EXERCISE DIRECTIONS ->
Transcribe the listing exactly, leaving out every picture.

RECORDED INFORMATION ->
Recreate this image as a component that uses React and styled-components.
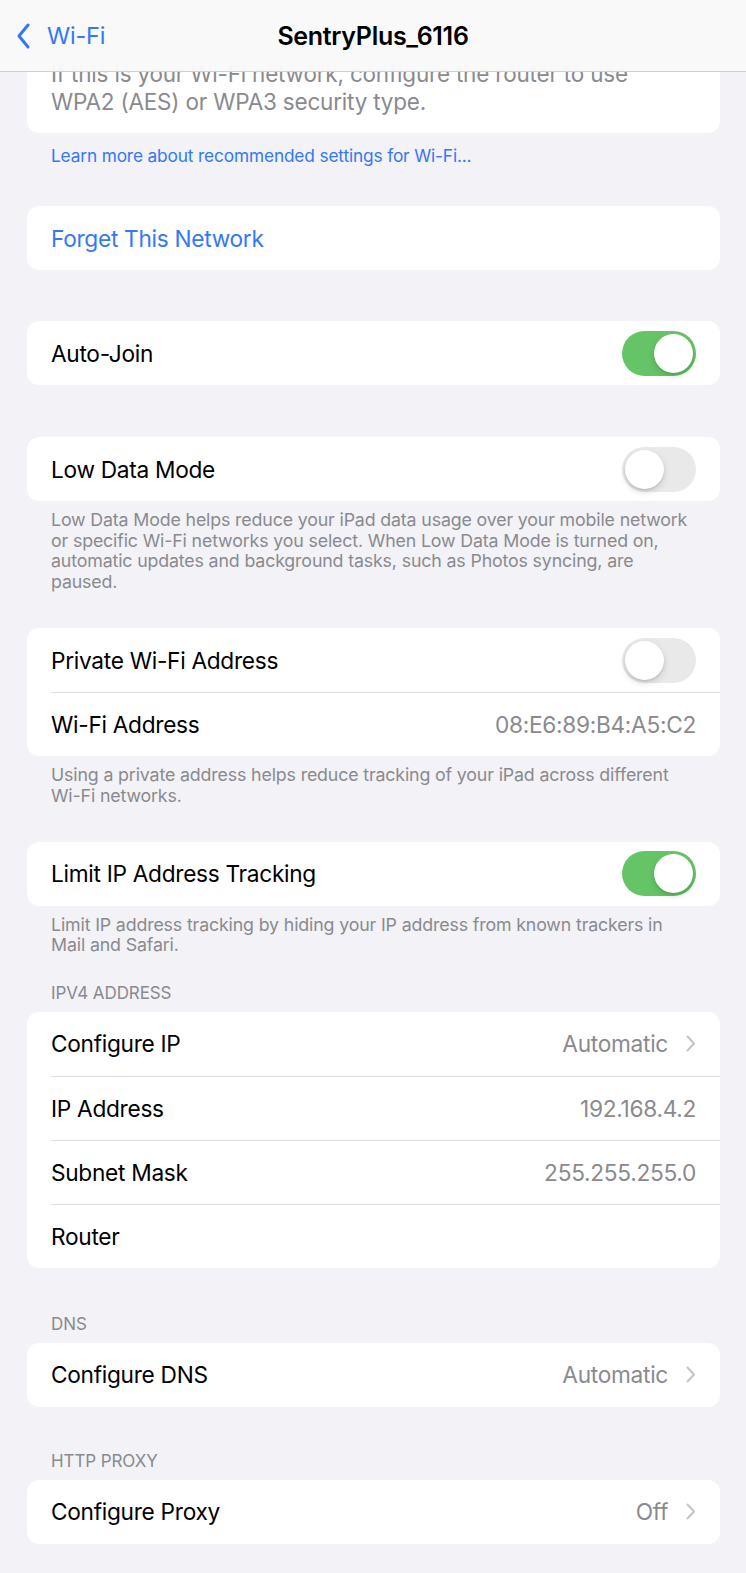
import React from 'react';
import styled, { createGlobalStyle } from 'styled-components';

const GlobalStyle = createGlobalStyle`
  html, body {
    margin: 0;
    padding: 0;
    background: #f2f2f7;
  }
  body {
    font-family: Inter, "Noto Sans", "Liberation Sans", sans-serif;
    -webkit-font-smoothing: antialiased;
  }
`;

const Screen = styled.div`
  width: 746px;
  height: 1573px;
  overflow: hidden;
  position: relative;
  background: #f2f2f7;
`;

const NavBar = styled.div`
  position: absolute;
  top: 0;
  left: 0;
  right: 0;
  height: 71px;
  background: rgba(249, 249, 249, 0.97);
  border-bottom: 1px solid #cfcfd2;
  display: flex;
  align-items: center;
  justify-content: center;
  z-index: 2;
`;

const Back = styled.div`
  position: absolute;
  left: 17px;
  top: 0;
  bottom: 0;
  display: flex;
  align-items: center;
  gap: 17px;
  color: #3478f6;
  font-size: 23.5px;
  letter-spacing: -0.2px;
`;

const Title = styled.div`
  font-size: 25px;
  font-weight: 600;
  color: #000;
  letter-spacing: -0.3px;
`;

const Content = styled.div`
  padding: 38px 26px 0 27px;
  display: flex;
  flex-direction: column;
`;

const Card = styled.div`
  background: #fff;
  border-radius: 12px;
  overflow: hidden;
  margin-top: ${p => p.$mt || 0}px;
`;

const InfoText = styled.div`
  padding: 22px 24px 17px;
  font-size: 22.5px;
  line-height: 28px;
  color: #8a8a8e;
  letter-spacing: -0.2px;
  white-space: nowrap;
`;

const Row = styled.div`
  height: 64px;
  margin-left: 24px;
  padding-right: 24px;
  display: flex;
  align-items: center;
  justify-content: space-between;
  border-top: ${p => (p.$first ? 'none' : '1px solid #dcdce0')};
  box-sizing: border-box;
`;

const Label = styled.span`
  font-size: 22.7px;
  color: ${p => (p.$action ? '#3478f6' : '#000')};
  letter-spacing: -0.3px;
`;

const Value = styled.span`
  display: flex;
  align-items: center;
  gap: 18px;
  font-size: 22.7px;
  color: #8a8a8e;
  letter-spacing: -0.3px;
`;

const Footer = styled.div`
  padding: 9px 24px 0;
  font-size: 17.8px;
  line-height: 20.6px;
  color: #8a8a8e;
  letter-spacing: -0.15px;
`;

const Link = styled.div`
  padding: 13px 24px 0;
  font-size: 17.3px;
  line-height: 20px;
  color: #3478f6;
  letter-spacing: -0.15px;
`;

const Header = styled.div`
  padding: 0 24px 9px;
  margin-top: ${p => p.$mt || 0}px;
  font-size: 17px;
  line-height: 20px;
  color: #8a8a8e;
  text-transform: uppercase;
  letter-spacing: -0.1px;
`;

const Track = styled.div`
  width: 74px;
  height: 45px;
  border-radius: 23px;
  background: ${p => (p.$on ? '#65c466' : '#e9e9ea')};
  position: relative;
  flex-shrink: 0;
`;

const Knob = styled.div`
  position: absolute;
  top: 3px;
  left: ${p => (p.$on ? '32px' : '3px')};
  width: 39px;
  height: 39px;
  border-radius: 50%;
  background: #fff;
  box-shadow: 0 3px 6px rgba(0, 0, 0, 0.15), 0 1px 2px rgba(0, 0, 0, 0.1);
`;

const Toggle = ({ on }) => (
  <Track $on={on}>
    <Knob $on={on} />
  </Track>
);

const Chevron = () => (
  <svg width="10" height="17" viewBox="0 0 10 17" fill="none">
    <path d="M1.5 1.5 L8 8.5 L1.5 15.5" stroke="#c4c4c7" strokeWidth="2" strokeLinecap="round" strokeLinejoin="round" />
  </svg>
);

const BackChevron = () => (
  <svg width="13" height="26" viewBox="0 0 13 26" fill="none">
    <path d="M11 2 L2 13 L11 24" stroke="#3478f6" strokeWidth="3" strokeLinecap="round" strokeLinejoin="round" />
  </svg>
);

export default function App() {
  return (
    <Screen>
      <GlobalStyle />
      <NavBar>
        <Back>
          <BackChevron />
          <span>Wi-Fi</span>
        </Back>
        <Title>SentryPlus_6116</Title>
      </NavBar>
      <Content>
        <Card>
          <InfoText>
            If this is your Wi-Fi network, configure the router to use
            <br />
            WPA2 (AES) or WPA3 security type.
          </InfoText>
        </Card>
        <Link>Learn more about recommended settings for Wi-Fi...</Link>

        <Card $mt={40}>
          <Row $first>
            <Label $action>Forget This Network</Label>
          </Row>
        </Card>

        <Card $mt={51}>
          <Row $first>
            <Label>Auto-Join</Label>
            <Toggle on />
          </Row>
        </Card>

        <Card $mt={52}>
          <Row $first>
            <Label>Low Data Mode</Label>
            <Toggle />
          </Row>
        </Card>
        <Footer>
          Low Data Mode helps reduce your iPad data usage over your mobile network
          or specific Wi-Fi networks you select. When Low Data Mode is turned on,
          automatic updates and background tasks, such as Photos syncing, are
          paused.
        </Footer>

        <Card $mt={36}>
          <Row $first>
            <Label>Private Wi-Fi Address</Label>
            <Toggle />
          </Row>
          <Row>
            <Label>Wi-Fi Address</Label>
            <Value>08:E6:89:B4:A5:C2</Value>
          </Row>
        </Card>
        <Footer>
          Using a private address helps reduce tracking of your iPad across different
          Wi-Fi networks.
        </Footer>

        <Card $mt={35}>
          <Row $first>
            <Label>Limit IP Address Tracking</Label>
            <Toggle on />
          </Row>
        </Card>
        <Footer>
          Limit IP address tracking by hiding your IP address from known trackers in
          Mail and Safari.
        </Footer>

        <Header $mt={27}>IPv4 Address</Header>
        <Card>
          <Row $first>
            <Label>Configure IP</Label>
            <Value>Automatic <Chevron /></Value>
          </Row>
          <Row>
            <Label>IP Address</Label>
            <Value>192.168.4.2</Value>
          </Row>
          <Row>
            <Label>Subnet Mask</Label>
            <Value>255.255.255.0</Value>
          </Row>
          <Row>
            <Label>Router</Label>
          </Row>
        </Card>

        <Header $mt={46}>DNS</Header>
        <Card>
          <Row $first>
            <Label>Configure DNS</Label>
            <Value>Automatic <Chevron /></Value>
          </Row>
        </Card>

        <Header $mt={44}>HTTP Proxy</Header>
        <Card>
          <Row $first>
            <Label>Configure Proxy</Label>
            <Value>Off <Chevron /></Value>
          </Row>
        </Card>
      </Content>
    </Screen>
  );
}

CORRECT RESULT ->
Recreate this image as a component that uses React and styled-components.
import React from 'react';
import styled, { createGlobalStyle } from 'styled-components';

const GlobalStyle = createGlobalStyle`
  html, body {
    margin: 0;
    padding: 0;
    background: #f2f2f7;
  }
  body {
    font-family: Inter, "Noto Sans", "Liberation Sans", sans-serif;
    -webkit-font-smoothing: antialiased;
  }
`;

const Screen = styled.div`
  width: 746px;
  height: 1573px;
  overflow: hidden;
  position: relative;
  background: #f2f2f7;
`;

const NavBar = styled.div`
  position: absolute;
  top: 0;
  left: 0;
  right: 0;
  height: 71px;
  background: rgba(249, 249, 249, 0.97);
  border-bottom: 1px solid #cfcfd2;
  display: flex;
  align-items: center;
  justify-content: center;
  z-index: 2;
`;

const Back = styled.div`
  position: absolute;
  left: 17px;
  top: 0;
  bottom: 0;
  display: flex;
  align-items: center;
  gap: 17px;
  color: #3478f6;
  font-size: 23.5px;
  letter-spacing: -0.2px;
`;

const Title = styled.div`
  font-size: 25px;
  font-weight: 600;
  color: #000;
  letter-spacing: -0.3px;
`;

const Content = styled.div`
  padding: 38px 26px 0 27px;
  display: flex;
  flex-direction: column;
`;

const Card = styled.div`
  background: #fff;
  border-radius: 12px;
  overflow: hidden;
  margin-top: ${p => p.$mt || 0}px;
`;

const InfoText = styled.div`
  padding: 22px 24px 17px;
  font-size: 22.5px;
  line-height: 28px;
  color: #8a8a8e;
  letter-spacing: -0.2px;
  white-space: nowrap;
`;

const Row = styled.div`
  height: 64px;
  margin-left: 24px;
  padding-right: 24px;
  display: flex;
  align-items: center;
  justify-content: space-between;
  border-top: ${p => (p.$first ? 'none' : '1px solid #dcdce0')};
  box-sizing: border-box;
`;

const Label = styled.span`
  font-size: 22.7px;
  color: ${p => (p.$action ? '#3478f6' : '#000')};
  letter-spacing: -0.3px;
`;

const Value = styled.span`
  display: flex;
  align-items: center;
  gap: 18px;
  font-size: 22.7px;
  color: #8a8a8e;
  letter-spacing: -0.3px;
`;

const Footer = styled.div`
  padding: 9px 24px 0;
  font-size: 17.8px;
  line-height: 20.6px;
  color: #8a8a8e;
  letter-spacing: -0.15px;
`;

const Link = styled.div`
  padding: 13px 24px 0;
  font-size: 17.3px;
  line-height: 20px;
  color: #3478f6;
  letter-spacing: -0.15px;
`;

const Header = styled.div`
  padding: 0 24px 9px;
  margin-top: ${p => p.$mt || 0}px;
  font-size: 17px;
  line-height: 20px;
  color: #8a8a8e;
  text-transform: uppercase;
  letter-spacing: -0.1px;
`;

const Track = styled.div`
  width: 74px;
  height: 45px;
  border-radius: 23px;
  background: ${p => (p.$on ? '#65c466' : '#e9e9ea')};
  position: relative;
  flex-shrink: 0;
`;

const Knob = styled.div`
  position: absolute;
  top: 3px;
  left: ${p => (p.$on ? '32px' : '3px')};
  width: 39px;
  height: 39px;
  border-radius: 50%;
  background: #fff;
  box-shadow: 0 3px 6px rgba(0, 0, 0, 0.15), 0 1px 2px rgba(0, 0, 0, 0.1);
`;

const Toggle = ({ on }) => (
  <Track $on={on}>
    <Knob $on={on} />
  </Track>
);

const Chevron = () => (
  <svg width="10" height="17" viewBox="0 0 10 17" fill="none">
    <path d="M1.5 1.5 L8 8.5 L1.5 15.5" stroke="#c4c4c7" strokeWidth="2" strokeLinecap="round" strokeLinejoin="round" />
  </svg>
);

const BackChevron = () => (
  <svg width="13" height="26" viewBox="0 0 13 26" fill="none">
    <path d="M11 2 L2 13 L11 24" stroke="#3478f6" strokeWidth="3" strokeLinecap="round" strokeLinejoin="round" />
  </svg>
);

export default function App() {
  return (
    <Screen>
      <GlobalStyle />
      <NavBar>
        <Back>
          <BackChevron />
          <span>Wi-Fi</span>
        </Back>
        <Title>SentryPlus_6116</Title>
      </NavBar>
      <Content>
        <Card>
          <InfoText>
            If this is your Wi-Fi network, configure the router to use
            <br />
            WPA2 (AES) or WPA3 security type.
          </InfoText>
        </Card>
        <Link>Learn more about recommended settings for Wi-Fi...</Link>

        <Card $mt={40}>
          <Row $first>
            <Label $action>Forget This Network</Label>
          </Row>
        </Card>

        <Card $mt={51}>
          <Row $first>
            <Label>Auto-Join</Label>
            <Toggle on />
          </Row>
        </Card>

        <Card $mt={52}>
          <Row $first>
            <Label>Low Data Mode</Label>
            <Toggle />
          </Row>
        </Card>
        <Footer>
          Low Data Mode helps reduce your iPad data usage over your mobile network
          or specific Wi-Fi networks you select. When Low Data Mode is turned on,
          automatic updates and background tasks, such as Photos syncing, are
          paused.
        </Footer>

        <Card $mt={36}>
          <Row $first>
            <Label>Private Wi-Fi Address</Label>
            <Toggle />
          </Row>
          <Row>
            <Label>Wi-Fi Address</Label>
            <Value>08:E6:89:B4:A5:C2</Value>
          </Row>
        </Card>
        <Footer>
          Using a private address helps reduce tracking of your iPad across different
          Wi-Fi networks.
        </Footer>

        <Card $mt={35}>
          <Row $first>
            <Label>Limit IP Address Tracking</Label>
            <Toggle on />
          </Row>
        </Card>
        <Footer>
          Limit IP address tracking by hiding your IP address from known trackers in
          Mail and Safari.
        </Footer>

        <Header $mt={27}>IPv4 Address</Header>
        <Card>
          <Row $first>
            <Label>Configure IP</Label>
            <Value>Automatic <Chevron /></Value>
          </Row>
          <Row>
            <Label>IP Address</Label>
            <Value>192.168.4.2</Value>
          </Row>
          <Row>
            <Label>Subnet Mask</Label>
            <Value>255.255.255.0</Value>
          </Row>
          <Row>
            <Label>Router</Label>
          </Row>
        </Card>

        <Header $mt={46}>DNS</Header>
        <Card>
          <Row $first>
            <Label>Configure DNS</Label>
            <Value>Automatic <Chevron /></Value>
          </Row>
        </Card>

        <Header $mt={44}>HTTP Proxy</Header>
        <Card>
          <Row $first>
            <Label>Configure Proxy</Label>
            <Value>Off <Chevron /></Value>
          </Row>
        </Card>
      </Content>
    </Screen>
  );
}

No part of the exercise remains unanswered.